Some records:
——

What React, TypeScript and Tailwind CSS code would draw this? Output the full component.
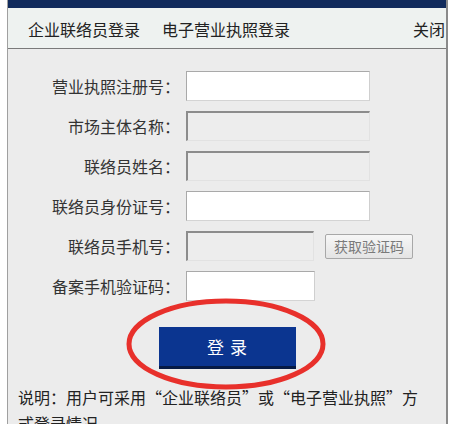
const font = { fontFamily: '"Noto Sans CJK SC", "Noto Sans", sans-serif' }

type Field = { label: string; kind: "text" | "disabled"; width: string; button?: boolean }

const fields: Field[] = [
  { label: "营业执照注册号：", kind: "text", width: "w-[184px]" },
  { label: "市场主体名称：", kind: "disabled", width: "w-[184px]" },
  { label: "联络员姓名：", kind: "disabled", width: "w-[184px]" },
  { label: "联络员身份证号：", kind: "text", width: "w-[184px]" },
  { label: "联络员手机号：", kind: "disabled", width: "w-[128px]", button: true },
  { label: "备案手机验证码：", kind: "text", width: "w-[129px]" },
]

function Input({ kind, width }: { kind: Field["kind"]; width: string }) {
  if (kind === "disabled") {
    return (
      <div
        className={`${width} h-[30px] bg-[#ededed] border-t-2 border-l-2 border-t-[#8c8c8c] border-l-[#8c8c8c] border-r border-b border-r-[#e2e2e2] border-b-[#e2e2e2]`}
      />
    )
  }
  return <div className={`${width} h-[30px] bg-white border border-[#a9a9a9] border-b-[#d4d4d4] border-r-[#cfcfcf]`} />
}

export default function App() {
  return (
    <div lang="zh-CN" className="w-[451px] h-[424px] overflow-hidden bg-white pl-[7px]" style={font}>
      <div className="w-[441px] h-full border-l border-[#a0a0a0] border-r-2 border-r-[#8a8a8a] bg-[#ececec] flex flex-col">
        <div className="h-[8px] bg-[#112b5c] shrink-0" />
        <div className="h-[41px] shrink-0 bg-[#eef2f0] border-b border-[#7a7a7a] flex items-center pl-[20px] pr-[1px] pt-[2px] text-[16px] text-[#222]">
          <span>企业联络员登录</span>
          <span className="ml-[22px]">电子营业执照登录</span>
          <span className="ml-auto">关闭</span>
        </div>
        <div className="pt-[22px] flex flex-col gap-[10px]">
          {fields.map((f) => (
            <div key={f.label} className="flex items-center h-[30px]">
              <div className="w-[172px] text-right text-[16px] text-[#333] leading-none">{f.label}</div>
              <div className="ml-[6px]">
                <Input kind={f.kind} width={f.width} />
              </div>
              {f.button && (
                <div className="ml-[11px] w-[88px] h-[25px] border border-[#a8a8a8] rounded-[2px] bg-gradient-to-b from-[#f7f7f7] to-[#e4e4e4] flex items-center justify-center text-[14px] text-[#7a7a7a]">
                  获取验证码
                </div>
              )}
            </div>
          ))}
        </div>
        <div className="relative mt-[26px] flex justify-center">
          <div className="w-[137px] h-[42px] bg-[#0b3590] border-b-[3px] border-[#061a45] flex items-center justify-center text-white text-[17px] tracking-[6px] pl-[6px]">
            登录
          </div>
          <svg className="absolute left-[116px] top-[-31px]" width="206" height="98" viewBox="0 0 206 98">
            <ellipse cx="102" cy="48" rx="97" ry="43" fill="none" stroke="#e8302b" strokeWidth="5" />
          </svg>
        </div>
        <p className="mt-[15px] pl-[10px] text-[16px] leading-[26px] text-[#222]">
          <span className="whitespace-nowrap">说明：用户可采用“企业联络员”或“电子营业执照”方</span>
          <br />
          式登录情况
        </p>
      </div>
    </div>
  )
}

——

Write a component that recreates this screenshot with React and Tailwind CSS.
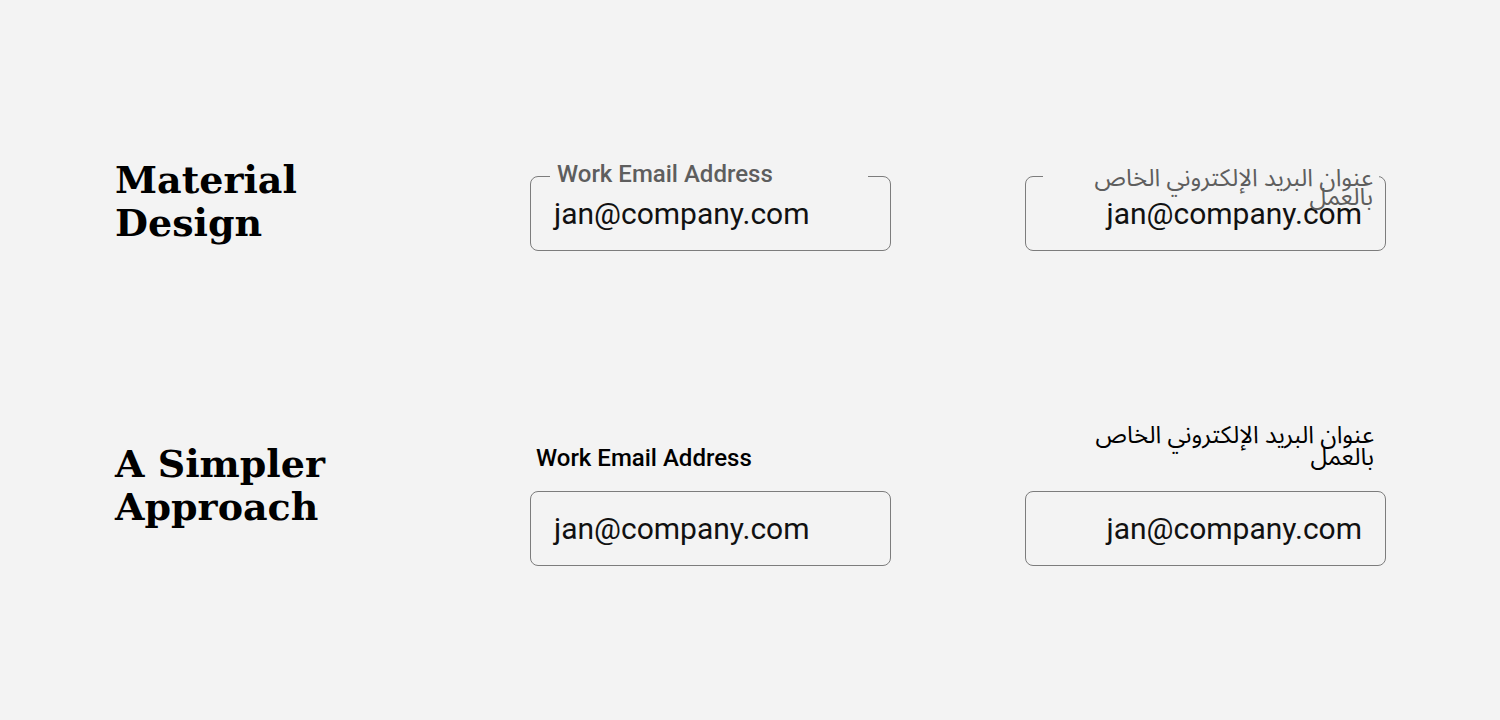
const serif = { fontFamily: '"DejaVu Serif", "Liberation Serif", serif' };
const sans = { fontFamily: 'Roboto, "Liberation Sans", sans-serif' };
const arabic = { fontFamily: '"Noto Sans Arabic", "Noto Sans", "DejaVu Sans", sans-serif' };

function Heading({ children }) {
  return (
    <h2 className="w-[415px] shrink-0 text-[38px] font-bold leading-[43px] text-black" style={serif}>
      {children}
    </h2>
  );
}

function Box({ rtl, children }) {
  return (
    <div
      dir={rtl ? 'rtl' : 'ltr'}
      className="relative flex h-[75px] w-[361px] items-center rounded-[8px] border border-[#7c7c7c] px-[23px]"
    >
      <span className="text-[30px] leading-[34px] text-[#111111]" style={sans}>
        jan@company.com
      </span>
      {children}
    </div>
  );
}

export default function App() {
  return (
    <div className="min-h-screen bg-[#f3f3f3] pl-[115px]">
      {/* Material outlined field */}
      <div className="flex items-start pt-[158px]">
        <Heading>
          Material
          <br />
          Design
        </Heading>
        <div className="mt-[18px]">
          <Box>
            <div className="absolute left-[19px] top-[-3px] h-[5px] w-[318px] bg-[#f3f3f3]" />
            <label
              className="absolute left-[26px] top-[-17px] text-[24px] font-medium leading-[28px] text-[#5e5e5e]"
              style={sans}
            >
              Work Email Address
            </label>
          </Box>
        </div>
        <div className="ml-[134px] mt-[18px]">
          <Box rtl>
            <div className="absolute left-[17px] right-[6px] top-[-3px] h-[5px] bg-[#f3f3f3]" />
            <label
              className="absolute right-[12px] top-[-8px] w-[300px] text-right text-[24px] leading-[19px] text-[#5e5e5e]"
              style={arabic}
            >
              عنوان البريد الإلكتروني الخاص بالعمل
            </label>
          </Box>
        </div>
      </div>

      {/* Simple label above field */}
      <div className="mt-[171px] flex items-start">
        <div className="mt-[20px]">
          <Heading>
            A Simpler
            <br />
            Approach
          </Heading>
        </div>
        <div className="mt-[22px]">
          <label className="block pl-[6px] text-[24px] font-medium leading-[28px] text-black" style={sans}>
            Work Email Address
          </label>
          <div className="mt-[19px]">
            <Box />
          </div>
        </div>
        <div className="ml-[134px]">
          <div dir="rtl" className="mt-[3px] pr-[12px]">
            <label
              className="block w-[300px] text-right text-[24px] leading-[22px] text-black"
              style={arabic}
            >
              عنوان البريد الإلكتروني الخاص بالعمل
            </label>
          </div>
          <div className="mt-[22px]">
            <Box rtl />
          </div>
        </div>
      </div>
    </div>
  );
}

——

EXERCISE PROMPT:
Which lines of the data above contain "component"? Copy each one.

THE ANSWER:
What React, TypeScript and Tailwind CSS code would draw this? Output the full component.
Write a component that recreates this screenshot with React and Tailwind CSS.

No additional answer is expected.